The air protection of convoys depends upon a complicated procedure and requires considerable training and experience. A complete understanding between the naval and air forces involved is essential. The Soviet air personnel have no experience of British procedure covering enemy sighting reports, communications, codes and ‘shadowing’ and ‘homing’ methods. Direct communication between aircraft and naval escorts is, of course, an essential part of the convoy escort procedure. Apart from language difficulties, it would take many months for British and Soviet personnel to attain a satisfactory standard of mutual cooperation in this intricate kind of operation. For these reasons the suggestions that the Soviet forces could provide the necessary protection or that the Soviet authorities should exercise operational control of the British air squadrons sent to north Russia are clearly impracticable.

In these circumstances the additional air protection which is indispensable for the safety of the convoys must be provided by British squadrons under British operational control, if it is to be of any real use. The Soviet Ambassador has also intimated that the number of British personnel proposed to be sent is, in the Soviet Government’s view, excessive. His Majesty’s Government cannot agree that the efficient protection of the convoys should be impeded by attempts to operate the squadrons with fewer men than experience has proved essential. It is true that a smaller number were sent to north Russia last year, but this force was only designed to cover a single convoy. The present proposal is to cover a period of 5 or 6 months.

His Majesty’s Government find it impossible to believe that the Soviet authorities are unable to provide accommodation for 760 officers and men in all. They feel confident that on consideration of the above arguments, which in their view are unanswerable, the Soviet Government will withdraw their proposals and give their final agreement to the British proposals for the operation of the British air squadrons in north Russia under British operational command as originally agreed.

In addition, His Majesty’s Government must draw attention to the fact that the Soviet authorities are taking certain measures which must seriously jeopardize the safe passage of convoys.

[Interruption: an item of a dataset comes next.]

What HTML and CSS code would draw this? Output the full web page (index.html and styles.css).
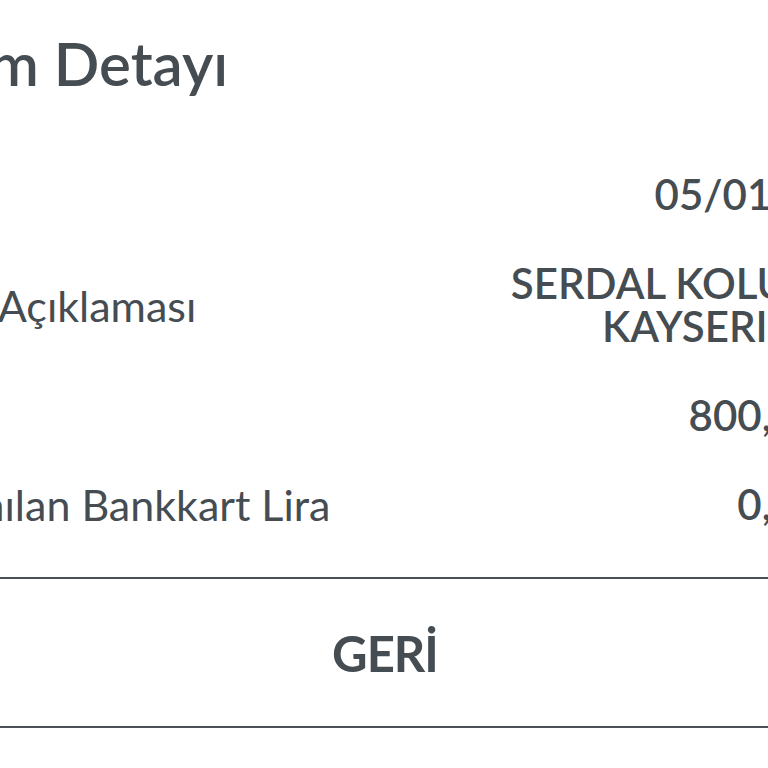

For example, the Soviet authorities have sealed up and prevented the operation of the Measoning Set, the purpose of which is to interfere with the signals of the enemy aircraft shadowing the convoys, and thus prevent the attacking forces reaching them. The Soviet authorities have done this on the ground that certain permits for the introduction of the set into the Soviet Union have not been obtained. The set has been under trial for a considerable period and it is particularly important that it should be used for the current convoy. It is at this moment that the Soviet authorities on purely technical grounds choose to prevent the use of the set in the joint Anglo-Soviet interest. His Majesty’s Government request that this set should be immediately released for use in order that it may be available for the convoy which should be reaching north Russia within a few days.

[Page 627]

A still more serious interference with arrangements for the operation of the convoy is however the Soviet order that two out of four W/T transmitters at Polyarnoe and up to three transmitters at Archangel are to be closed down on the technical ground that no official permission for their operation has been obtained from Moscow. The facts are that these sets have been in use many months, and that the Soviet civil authorities have been fully informed in regard to their installation. The loss of these W/T transmitters would involve:

A most serious loss in intelligence derived from enemy wireless. A large amount of enemy W/T traffic is intercepted at Polyarnoe both by British and Soviet stations and retransmitted to the British naval authorities in the United Kingdom. This will either have to cease or be greatly diminished. Moreover, direction finding bearings will be received if at all too late to have any value for immediate operational purposes.
Serious difficulty in maintaining routine communications between the British naval authorities in the United Kingdom and north Russia and between British warships protecting convoys and the British naval authorities in north Russia. This would have a crippling effect on the whole of our communications connected with the routing and protection of the convoys.
A reduction in the number of transmitters requested by the Soviet authorities would also most seriously interfere with communication with the British Ministry of War Transport on the subject of the administration of the convoys.

It is therefore essential that the full number of transmitters at present at Polyarnoe and Archangel should be allowed to continue in use. His Majesty’s Government request that immediate instructions to this effect may be given to the Soviet authorities concerned.

Additional transmitters are now on passage to north Russia for communication between the bases from which the Royal Air Force aircraft will operate and between the bases and the aircraft themselves. These additional transmitters will be essential for the operation of the squadrons and it is requested that no impediment be put in the way of their installation and operation.

The Soviet Government have moreover in recent weeks introduced a series of vexatious formalities in connection with the landing and examination of British Government stores and official mail intended for the use of the British Naval and Ministry of War Transport personnel at north Russian ports and members of other British missions in the USSR. Similar vexatious formalities, restricting the day to day movements from ship to shore and vice versa of British personnel, have also been introduced. These formalities seriously interfere with the efficient and speedy execution by the British personnel in question of the work assigned to them in the organization of the convoy system. Such restrictions would not be imposed in the case of Soviet stores or personnel landing in the United Kingdom. Moreover, additional difficulties have been created by the action of the Soviet authorities in restricting the issue of Soviet visas to personnel whom the British authorities consider to be essential in north Russia for the efficient execution of the duties which have to be performed in connection with the operation of the convoy system. His Majesty’s Government, [Page 628] who are responsible for the running and escorting of the convoys carrying supplies to north Russia for the Soviet forces, consider it essential that their proposals in regard to the operation of British air squadrons from north Russia should be accepted by the Soviet Government in their entirety and that no further difficulties should be created by the Soviet authorities concerned in respect of the other matters mentioned.

Annex No. 2.

Since the north Russian convoys began, we have lost in the course of them 2 cruisers, 10 destroyers and 6 other warships and 74 merchant vessels.

The number of Royal Navy officers and men killed on the north Russian route exceeds a thousand, besides those wounded and taken prisoner.

Merchant Navy figures of killed exceed five hundred, the wounded and those suffering from exposure probably exceed a thousand.”

  1. The text of this telegram, except for the memoranda, was repeated by the Department in telegram No. 118, March 6, 5 p.m., to the Ambassador in the Soviet Union with the indication that the texts of the memoranda would no doubt be made available to him by the British Ambassador, Sir Archibald Clark Kerr.
  2. Anthony Eden, British Secretary of State for Foreign Affairs.
  3. Ivan Mikhailovich Maisky, Soviet Ambassador in the United Kingdom.